Start with content types that AI actually handles well. Don't try to recreate human storytelling right away. Focus on educational content, data visualization, and informational videos where the value is in the information, not the personality.

Batch everything. AI video generation works best when you can process multiple videos at once. Design your workflows around batches, not individual videos.

Test relentlessly. The feedback loop between creation and performance needs to be as tight as possible. What works for one type of content might fail completely for another.

Plan for scale from day one. This business model only makes sense if you can scale horizontally. Build systems that can handle 10x the volume without breaking.

The bigger picture

I think we're at the beginning of a massive shift in how content gets made. Not just video - all content. The businesses that figure out AI-native approaches first are going to have a serious advantage.

But here's what I find most exciting: this isn't about replacing human creativity. It's about amplifying it. The best AI video agents I'm building work with human oversight and creative direction. They handle the grunt work so humans can focus on strategy, big picture thinking, and the uniquely human elements that actually matter.

What's next

I'm planning to document this journey week by week.

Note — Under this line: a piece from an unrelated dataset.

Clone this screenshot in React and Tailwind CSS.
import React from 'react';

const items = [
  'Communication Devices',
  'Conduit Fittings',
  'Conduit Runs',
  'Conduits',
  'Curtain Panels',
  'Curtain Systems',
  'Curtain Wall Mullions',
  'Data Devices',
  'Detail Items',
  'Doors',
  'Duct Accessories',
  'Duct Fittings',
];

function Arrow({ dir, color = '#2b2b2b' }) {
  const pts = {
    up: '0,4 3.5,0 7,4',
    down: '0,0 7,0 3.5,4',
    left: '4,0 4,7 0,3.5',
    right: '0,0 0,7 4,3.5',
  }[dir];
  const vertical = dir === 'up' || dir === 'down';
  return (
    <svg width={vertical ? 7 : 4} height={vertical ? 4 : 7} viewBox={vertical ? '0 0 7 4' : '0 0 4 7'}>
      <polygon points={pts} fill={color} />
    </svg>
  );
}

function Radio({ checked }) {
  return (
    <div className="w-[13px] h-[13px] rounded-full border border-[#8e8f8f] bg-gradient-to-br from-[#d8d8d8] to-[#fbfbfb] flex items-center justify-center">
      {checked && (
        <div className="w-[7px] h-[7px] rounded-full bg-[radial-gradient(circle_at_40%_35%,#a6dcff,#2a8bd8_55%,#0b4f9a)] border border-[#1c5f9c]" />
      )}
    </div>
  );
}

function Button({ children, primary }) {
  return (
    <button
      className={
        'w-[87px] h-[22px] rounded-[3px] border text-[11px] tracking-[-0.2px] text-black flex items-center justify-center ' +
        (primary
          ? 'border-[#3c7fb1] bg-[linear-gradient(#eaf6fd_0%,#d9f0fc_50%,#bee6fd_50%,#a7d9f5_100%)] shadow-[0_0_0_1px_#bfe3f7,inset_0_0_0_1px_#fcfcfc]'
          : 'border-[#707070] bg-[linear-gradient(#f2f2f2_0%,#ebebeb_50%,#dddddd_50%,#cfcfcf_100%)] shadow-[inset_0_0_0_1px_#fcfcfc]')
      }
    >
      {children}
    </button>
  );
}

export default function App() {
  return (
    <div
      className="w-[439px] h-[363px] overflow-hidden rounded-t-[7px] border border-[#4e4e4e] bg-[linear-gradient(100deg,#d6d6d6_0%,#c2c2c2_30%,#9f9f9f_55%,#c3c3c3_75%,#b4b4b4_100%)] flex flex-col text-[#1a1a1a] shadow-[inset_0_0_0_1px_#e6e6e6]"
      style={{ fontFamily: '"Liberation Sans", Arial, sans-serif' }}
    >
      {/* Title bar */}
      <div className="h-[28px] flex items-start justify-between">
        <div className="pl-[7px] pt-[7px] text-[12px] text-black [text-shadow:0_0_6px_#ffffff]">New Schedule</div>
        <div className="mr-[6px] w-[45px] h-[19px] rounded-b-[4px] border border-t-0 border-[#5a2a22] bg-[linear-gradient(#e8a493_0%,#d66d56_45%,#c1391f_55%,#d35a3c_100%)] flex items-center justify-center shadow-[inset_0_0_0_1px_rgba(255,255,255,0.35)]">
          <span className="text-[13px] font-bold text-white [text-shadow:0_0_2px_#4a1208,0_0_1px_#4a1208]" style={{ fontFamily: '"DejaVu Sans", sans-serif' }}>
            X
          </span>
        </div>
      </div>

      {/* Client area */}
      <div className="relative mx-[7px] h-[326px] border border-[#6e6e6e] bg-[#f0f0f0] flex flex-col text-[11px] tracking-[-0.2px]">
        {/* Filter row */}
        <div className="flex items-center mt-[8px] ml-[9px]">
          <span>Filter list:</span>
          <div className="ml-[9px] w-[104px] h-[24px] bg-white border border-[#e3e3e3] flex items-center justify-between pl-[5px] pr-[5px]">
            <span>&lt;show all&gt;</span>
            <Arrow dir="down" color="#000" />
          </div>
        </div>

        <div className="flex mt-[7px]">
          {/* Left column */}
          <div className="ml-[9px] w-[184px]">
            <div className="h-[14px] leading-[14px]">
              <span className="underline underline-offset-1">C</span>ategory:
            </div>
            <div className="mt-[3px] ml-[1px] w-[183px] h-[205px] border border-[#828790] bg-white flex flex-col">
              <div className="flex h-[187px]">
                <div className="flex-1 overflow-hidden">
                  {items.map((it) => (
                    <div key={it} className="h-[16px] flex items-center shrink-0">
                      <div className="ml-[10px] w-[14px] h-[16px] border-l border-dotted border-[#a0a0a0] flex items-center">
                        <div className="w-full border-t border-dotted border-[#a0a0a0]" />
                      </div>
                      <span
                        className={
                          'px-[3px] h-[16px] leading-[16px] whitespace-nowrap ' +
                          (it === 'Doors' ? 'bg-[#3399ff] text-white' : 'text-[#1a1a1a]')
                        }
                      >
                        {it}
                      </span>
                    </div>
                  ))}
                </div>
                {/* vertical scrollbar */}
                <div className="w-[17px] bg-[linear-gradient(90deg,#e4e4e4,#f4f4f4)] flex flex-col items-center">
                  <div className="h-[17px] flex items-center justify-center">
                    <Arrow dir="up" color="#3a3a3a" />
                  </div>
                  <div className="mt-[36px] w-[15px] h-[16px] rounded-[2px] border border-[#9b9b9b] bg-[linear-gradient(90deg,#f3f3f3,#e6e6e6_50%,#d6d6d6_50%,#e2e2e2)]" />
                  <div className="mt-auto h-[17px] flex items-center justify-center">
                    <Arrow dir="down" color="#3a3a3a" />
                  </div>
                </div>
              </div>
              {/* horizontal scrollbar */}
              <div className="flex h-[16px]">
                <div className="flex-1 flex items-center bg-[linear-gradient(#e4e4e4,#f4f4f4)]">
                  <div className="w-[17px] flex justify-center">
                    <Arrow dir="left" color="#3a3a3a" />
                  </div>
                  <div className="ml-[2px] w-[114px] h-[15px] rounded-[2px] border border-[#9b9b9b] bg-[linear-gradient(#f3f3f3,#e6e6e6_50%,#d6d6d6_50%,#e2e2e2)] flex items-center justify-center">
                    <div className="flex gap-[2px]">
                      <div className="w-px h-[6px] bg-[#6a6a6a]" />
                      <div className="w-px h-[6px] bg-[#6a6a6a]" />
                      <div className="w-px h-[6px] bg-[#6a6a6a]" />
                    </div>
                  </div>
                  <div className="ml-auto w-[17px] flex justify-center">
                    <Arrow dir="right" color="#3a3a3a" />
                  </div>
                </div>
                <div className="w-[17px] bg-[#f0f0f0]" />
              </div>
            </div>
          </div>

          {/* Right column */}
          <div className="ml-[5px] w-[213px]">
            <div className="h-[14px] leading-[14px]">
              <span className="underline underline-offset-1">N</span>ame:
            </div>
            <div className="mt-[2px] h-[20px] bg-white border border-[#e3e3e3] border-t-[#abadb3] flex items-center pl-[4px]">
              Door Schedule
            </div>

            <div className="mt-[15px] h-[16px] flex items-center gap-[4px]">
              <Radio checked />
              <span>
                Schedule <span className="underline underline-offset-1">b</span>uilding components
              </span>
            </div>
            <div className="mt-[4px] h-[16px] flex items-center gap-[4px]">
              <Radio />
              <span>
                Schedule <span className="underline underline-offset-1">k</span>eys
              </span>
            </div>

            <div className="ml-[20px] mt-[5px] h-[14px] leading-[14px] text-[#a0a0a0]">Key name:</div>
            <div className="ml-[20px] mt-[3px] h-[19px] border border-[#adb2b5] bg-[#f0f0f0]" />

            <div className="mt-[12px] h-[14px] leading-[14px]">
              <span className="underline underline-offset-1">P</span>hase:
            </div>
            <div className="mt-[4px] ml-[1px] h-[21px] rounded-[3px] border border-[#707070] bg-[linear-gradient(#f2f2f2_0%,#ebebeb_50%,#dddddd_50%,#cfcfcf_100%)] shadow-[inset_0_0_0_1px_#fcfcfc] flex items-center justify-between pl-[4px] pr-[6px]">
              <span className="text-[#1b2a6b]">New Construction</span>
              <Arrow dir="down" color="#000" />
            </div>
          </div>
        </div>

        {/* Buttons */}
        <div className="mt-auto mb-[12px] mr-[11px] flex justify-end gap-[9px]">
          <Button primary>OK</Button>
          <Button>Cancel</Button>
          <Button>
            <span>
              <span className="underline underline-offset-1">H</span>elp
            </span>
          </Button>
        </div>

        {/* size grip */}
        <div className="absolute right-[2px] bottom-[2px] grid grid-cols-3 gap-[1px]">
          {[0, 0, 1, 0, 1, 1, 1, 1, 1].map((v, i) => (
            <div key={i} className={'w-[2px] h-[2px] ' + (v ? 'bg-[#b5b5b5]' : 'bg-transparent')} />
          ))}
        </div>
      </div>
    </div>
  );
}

Not because I think I have all the answers, but because I think we're all figuring this out together in real time.

Next week, I want to dig into the technical architecture of how these video agents actually work. The week after that, maybe we'll look at the economics - what it actually costs to run an AI video business and where the margins are.

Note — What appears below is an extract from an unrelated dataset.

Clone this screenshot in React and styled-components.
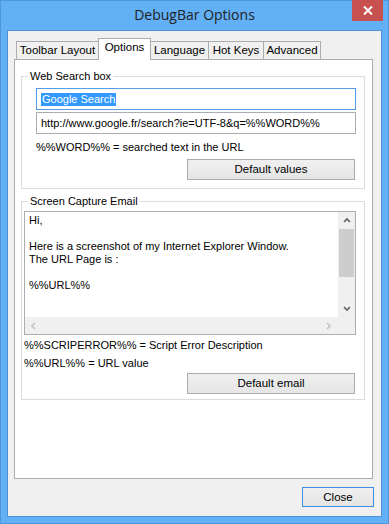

The honest truth is, I don't know if this is going to work long term. Maybe AI video agents are a temporary arbitrage opportunity that disappears in six months. Maybe they're the foundation of something much bigger.

But I'd rather be building on the bleeding edge and fail than watching from the sidelines while someone else figures it out. And so far, the early results are promising enough to keep going.

The future of content creation is probably going to look nothing like what we have today. Might as well start building it now.